The conservative Frankfurter Allgemeine Zeitung said Merkel’s Christian Democrats now had to face the prospect of losing the political middle ground across the country after the failure of Hamburg’s trailblazing alliance between the CDU and Greens known as a “black-green” coalition.

“Since Sunday the CDU in Hamburg is what it was for decades: a party out of power and without prospects – and that’s also true far beyond Hamburg,” the paper wrote. “It’s not only the collapse of the first black-green state government, but also the first proper attempt to make a CDU allied with the Greens more attractive to younger and urban voters.”

The centrist daily Der Tagesspiegel also said the Hamburg election could end up being more portentous than many German politicians had ever imagined.

“It’s not just the result that counts. It’s the message: the yearning for dependability,” the paper opined, pointing to the example of the SPD centrist Scholz. “This is not simply an abstruse northern German desire. Many people have the feeling the national politicians are failing to provide it, as evidenced by the wrangling over reforming Hartz IV welfare benefits and the eternal debate about promised tax cuts.”

Der Tagesspiegel said the Hamburg vote posed pitfalls both for the SPD and the CDU. While SPD Chairman Sigmar Gabriel now faced pressure to follow Scholz’s example and position his party in the centre, the CDU’s failed political marriage with the Greens meant the conservatives were effectively abandoning Germany’s big cities to other parties.

“Hamburg, Berlin, Munich, Cologne – the CDU fails to poll over 25 percent in all of Germany’s cities with more than a million people,” the paper pointed out. “In other big cities the situation isn’t much better. Everywhere voters seem to miss consistency and dependability – exactly those attributes that make a party attractive to the tolerant, cultured and socially conservative working middle class.”

The left-wing daily Die Tageszeitung concurred that the Hamburg SPD’s moderate course had national implications for the party – but not necessarily for the better.

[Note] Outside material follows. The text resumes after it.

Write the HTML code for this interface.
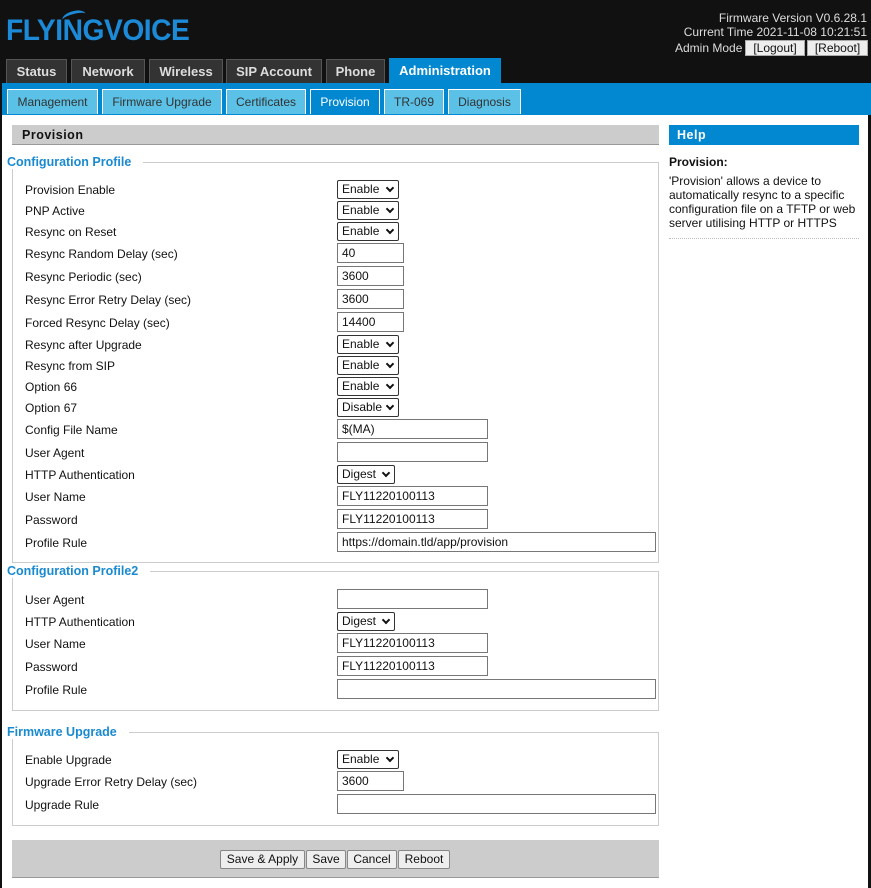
<!DOCTYPE html>
<html><head><meta charset="utf-8"><style>
*{box-sizing:border-box;margin:0;padding:0}
body{width:871px;height:888px;background:#111;position:relative;overflow:hidden;font-family:"Liberation Sans","DejaVu Sans",sans-serif;font-size:12px;color:#111}
.a{position:absolute}
.main{left:2px;top:115px;width:866px;height:773px;background:#fff}
.tab{top:59px;height:24px;background:#333;border:1px solid #555;border-bottom:none;color:#ddd;font-weight:bold;font-size:13px;text-align:center;line-height:24px}
.st{top:89px;height:25px;background:#5bc1e6;border:1px solid #fff;border-bottom:none;color:#333;font-size:12px;text-align:center;line-height:25px}
.lbl{left:25px;font-size:12px;line-height:14px}
.sel{left:337px;height:19px;border:1px solid #333;background:#fff;font-size:12px;line-height:17px;padding-left:4px;border-radius:2px}
.sel::after{content:"";position:absolute;right:5px;top:4px;width:4px;height:4px;border-right:2px solid #111;border-bottom:2px solid #111;transform:rotate(45deg)}
.inp{left:337px;height:20px;border:1px solid #777;background:#fff;font-size:12px;line-height:18px;padding-left:4px}
.fs{left:12px;width:647px;border:1px solid #ccc}
.lg{left:7px;background:#fff;color:#1a8ad0;font-weight:bold;font-size:12.5px;padding-right:12px}
.btn{top:850px;height:19px;background:#eee;border:1px solid #888;border-radius:2px;font-size:12px;text-align:center;line-height:17px}
</style></head><body>
<div class="a" style="left:6px;top:14px;font-size:30px;font-weight:bold;color:#1c8ad6;letter-spacing:-0.5px;transform:scaleX(0.94);transform-origin:left top">FLYINGVOICE</div>
<div class="a" style="left:62px;top:11px;width:24px;height:12px;border-top:3px solid #1c8ad6;border-radius:50% 50% 0 0;transform:rotate(-15deg)"></div>
<div class="a" style="right:4px;top:11px;color:#ddd;font-size:12px;text-align:right;line-height:14px">Firmware Version V0.6.28.1<br>Current Time 2021-11-08 10:21:51</div>
<div class="a" style="left:675px;top:41px;color:#ddd;font-size:12px">Admin Mode</div>
<div class="a" style="left:745px;top:40px;width:60px;height:16px;background:#eee;border:1px solid #aaa;font-size:12px;text-align:center;line-height:15px">[Logout]</div>
<div class="a" style="left:807px;top:40px;width:61px;height:16px;background:#eee;border:1px solid #aaa;font-size:12px;text-align:center;line-height:15px">[Reboot]</div>
<div class="tab a" style="left:6px;width:61px">Status</div>
<div class="tab a" style="left:71px;width:74px">Network</div>
<div class="tab a" style="left:149px;width:74px">Wireless</div>
<div class="tab a" style="left:226px;width:96px">SIP Account</div>
<div class="tab a" style="left:326px;width:59px">Phone</div>
<div class="tab a" style="left:389px;top:58px;width:112px;height:25px;background:#0288d1;border-color:#0288d1;color:#fff">Administration</div>
<div class="a" style="left:2px;top:83px;width:869px;height:32px;background:#0288d1"></div>
<div class="st a" style="left:7px;width:91px">Management</div>
<div class="st a" style="left:102px;width:120px">Firmware Upgrade</div>
<div class="st a" style="left:226px;width:80px">Certificates</div>
<div class="st a" style="left:310px;width:70px;background:#0288d1;color:#fff">Provision</div>
<div class="st a" style="left:384px;width:60px">TR-069</div>
<div class="st a" style="left:448px;width:73px">Diagnosis</div>
<div class="a main"></div>
<div class="a" style="left:12px;top:125px;width:647px;height:20px;background:#ccc;border-bottom:1px solid #999;font-weight:bold;font-size:12.5px;line-height:20px;padding-left:10px;letter-spacing:0.5px">Provision</div>
<div class="a" style="left:669px;top:125px;width:190px;height:20px;background:#0288d1;color:#fff;font-weight:bold;font-size:12.5px;line-height:20px;padding-left:8px;letter-spacing:0.5px">Help</div>
<div class="a" style="left:669px;top:155px;font-weight:bold;font-size:12px">Provision:</div>
<div class="a" style="left:669px;top:174px;width:192px;font-size:12px;line-height:14px">'Provision' allows a device to automatically resync to a specific configuration file on a TFTP or web server utilising HTTP or HTTPS</div>
<div class="a" style="left:669px;top:238px;width:190px;border-top:1px dotted #bbb"></div>

<div class="a fs" style="top:162px;height:401px"></div>
<div class="a lg" style="top:155px">Configuration Profile</div>
<div class="a fs" style="top:571px;height:140px"></div>
<div class="a lg" style="top:564px">Configuration Profile2</div>
<div class="a fs" style="top:732px;height:94px"></div>
<div class="a lg" style="top:725px">Firmware Upgrade</div>

<div class="a lbl" style="top:183px">Provision Enable</div><div class="a sel" style="top:180px;width:62px">Enable</div>
<div class="a lbl" style="top:204px">PNP Active</div><div class="a sel" style="top:201px;width:62px">Enable</div>
<div class="a lbl" style="top:225px">Resync on Reset</div><div class="a sel" style="top:222px;width:62px">Enable</div>
<div class="a lbl" style="top:247px">Resync Random Delay (sec)</div><div class="a inp" style="top:243px;width:67px">40</div>
<div class="a lbl" style="top:270px">Resync Periodic (sec)</div><div class="a inp" style="top:266px;width:67px">3600</div>
<div class="a lbl" style="top:293px">Resync Error Retry Delay (sec)</div><div class="a inp" style="top:289px;width:67px">3600</div>
<div class="a lbl" style="top:316px">Forced Resync Delay (sec)</div><div class="a inp" style="top:312px;width:67px">14400</div>
<div class="a lbl" style="top:338px">Resync after Upgrade</div><div class="a sel" style="top:335px;width:62px">Enable</div>
<div class="a lbl" style="top:359px">Resync from SIP</div><div class="a sel" style="top:356px;width:62px">Enable</div>
<div class="a lbl" style="top:380px">Option 66</div><div class="a sel" style="top:377px;width:62px">Enable</div>
<div class="a lbl" style="top:401px">Option 67</div><div class="a sel" style="top:398px;width:62px">Disable</div>
<div class="a lbl" style="top:423px">Config File Name</div><div class="a inp" style="top:419px;width:151px">$(MA)</div>
<div class="a lbl" style="top:446px">User Agent</div><div class="a inp" style="top:442px;width:151px"></div>
<div class="a lbl" style="top:468px">HTTP Authentication</div><div class="a sel" style="top:465px;width:58px">Digest</div>
<div class="a lbl" style="top:490px">User Name</div><div class="a inp" style="top:486px;width:151px">FLY11220100113</div>
<div class="a lbl" style="top:513px">Password</div><div class="a inp" style="top:509px;width:151px">FLY11220100113</div>
<div class="a lbl" style="top:536px">Profile Rule</div><div class="a inp" style="top:532px;width:319px">https://domain.tld/app/provision</div>

<div class="a lbl" style="top:593px">User Agent</div><div class="a inp" style="top:589px;width:151px"></div>
<div class="a lbl" style="top:615px">HTTP Authentication</div><div class="a sel" style="top:612px;width:58px">Digest</div>
<div class="a lbl" style="top:637px">User Name</div><div class="a inp" style="top:633px;width:151px">FLY11220100113</div>
<div class="a lbl" style="top:660px">Password</div><div class="a inp" style="top:656px;width:151px">FLY11220100113</div>
<div class="a lbl" style="top:683px">Profile Rule</div><div class="a inp" style="top:679px;width:319px"></div>

<div class="a lbl" style="top:753px">Enable Upgrade</div><div class="a sel" style="top:750px;width:62px">Enable</div>
<div class="a lbl" style="top:775px">Upgrade Error Retry Delay (sec)</div><div class="a inp" style="top:771px;width:67px">3600</div>
<div class="a lbl" style="top:798px">Upgrade Rule</div><div class="a inp" style="top:794px;width:319px"></div>

<div class="a" style="left:12px;top:840px;width:647px;height:38px;background:#ccc;border-bottom:1px solid #999"></div>
<div class="a btn" style="left:220px;width:85px">Save &amp; Apply</div>
<div class="a btn" style="left:306px;width:40px">Save</div>
<div class="a btn" style="left:347px;width:50px">Cancel</div>
<div class="a btn" style="left:398px;width:52px">Reboot</div>
</body></html>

“Scholz put the party back on the right path, according to the SPD. Being pragmatic, centrist, humble and reliable – that’s how the SPD can win once again,” the paper wrote. “But that’s only half the truth. This victory never would have happened had not the Hamburg CDU self-destructed. Hamburg cannot simply be extrapolated nationwide.”

The paper also noted the SPD was still suffering from the last time the Social Democrats lurched to right under former Chancellor Gerhard Schröder.

“Olaf Scholz is supposed now the second-most powerful man in the SPD. But it’s unclear if that’s really good news for the SPD.”